Hertz’s scientific papers were translated into English by Professor D. E. Jones, and published in three volumes: Electric Waves (1893), Miscellaneous Papers (1896), and Principles of Mechanics (1899). The preface contributed to the first of these by Lord Kelvin, and the introductions to the second and third by Professors P. E. A. Lenard and Helmholtz, contain many biographical details, together with statements of the scope and significance of his investigations.

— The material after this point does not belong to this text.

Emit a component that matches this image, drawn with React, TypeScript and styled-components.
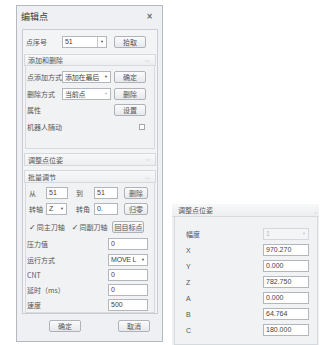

HERTZ, HENRIK (1797-1870), Danish poet, was born of Jewish parents in Copenhagen on the 25th of August 1798. In 1817 he was sent to the university. His father died in his infancy, and the family property was destroyed in the bombardment of 1807. The boy was brought up by his relative, M. L. Nathanson, a well-known newspaper editor. Young Hertz passed his examination in law in 1825. But his taste was all for polite literature, and in 1826-1827 two plays of his were produced, Mr Burchardt and his Family and Love and Policy; in 1828 followed the comedy of Flyttedagen. In 1830 he brought out what was a complete novelty in Danish literature, a comedy in rhymed verse, Amor’s Strokes of Genius. In the same year Hertz published anonymously Gengangerbrevene, or Letters from a Ghost, which he pretended were written by Baggesen, who had died in 1826. The book was written in defence of J. L. Heiberg, and was full of satirical humour and fine critical insight. Its success was overwhelming; but Hertz preserved his anonymity, and the secret was not known until many years later. In 1832 he published a didactic poem, Nature and Art, and Four Poetical Epistles. A Day on the Island of Als was his next comedy, followed in 1835 by The Only Fault. Hertz passed through Germany and Switzerland into Italy in 1833; he spent the winter there, and returned the following autumn through France to Denmark. In 1836 his comedy of The Savings Bank enjoyed a great success. But it was not till 1837 that he gave the full measure of his genius in the romantic national drama of Svend Dyrings Hus, a beautiful and original piece. His historical tragedy Valdemar Atterdag was not so well received in 1839; but in 1845 he achieved an immense success with his lyrical drama Kong René’s Datter (King René’s Daughter), which has been translated into almost every European language. To this succeeded the tragedy of Ninon in 1848, the romantic comedy of Tonietta in 1849, A Sacrifice in 1853, The Youngest in 1854. His lyrical poems appeared in successive collections, dated 1832, 1840 and 1844. From 1858 to 1859 he edited a literary journal entitled Weekly Leaves. His last drama, Three Days in Padua, was produced in 1869, and he died on the 25th of February of the next year.